Mise à jour: les travailleuses et travailleurs de Verdun ont un blog: Comité de mobilisation Verdun

Voilà une histoire qui illustre bien l’état pitoyable dans lequel le syndicalisme québécois se trouve, embourbé dans un légalisme démobilisateur, qui sert trop souvent de prétexte à l’inaction, qui favorise les petites guerres de pouvoir mesquines et cantonne la base des syndicats à une inaction apathique et un encadrement infantilisant.

Les IWW ont toujours été pour l’action et la démocratie directe, le contrôle du syndicat et de ses ressources par l’ensemble des travailleurs et des travailleuses à la base, l’implication des membres étant à la fois garante de la combativité du syndicat et de sa démocratie interne.

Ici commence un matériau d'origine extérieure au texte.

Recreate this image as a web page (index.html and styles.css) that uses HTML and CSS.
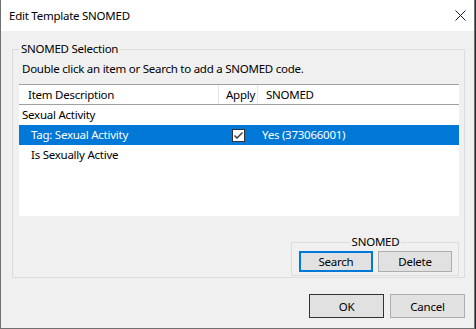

La lettre qui suit relate l’histoire de travailleurs et de travailleuses du réseau de la santé qui tentent de s’organiser sur leur lieux de travail pour informer, politiser et mobiliser leurs collègues dans une optique de lutte, alors que les représentants syndicaux tentent de saboter l’initiative et se conduisent comme des petits boutiquiers effrayés que “leur” base ait pu penser à s’organiser et bouger.

Les travailleurs en question ne sont pas anti-syndicaux, ne sont pas réactionnaires, de droite, anti-travailleurs… rien de tout cela. Ce sont simplement des gens déterminés à faire bouger les choses, qui n’acceptent pas d’attendre indéfiniment après des bureaucrates qui considèrent leur base comme leur fief privé, comme leur clientèle captive.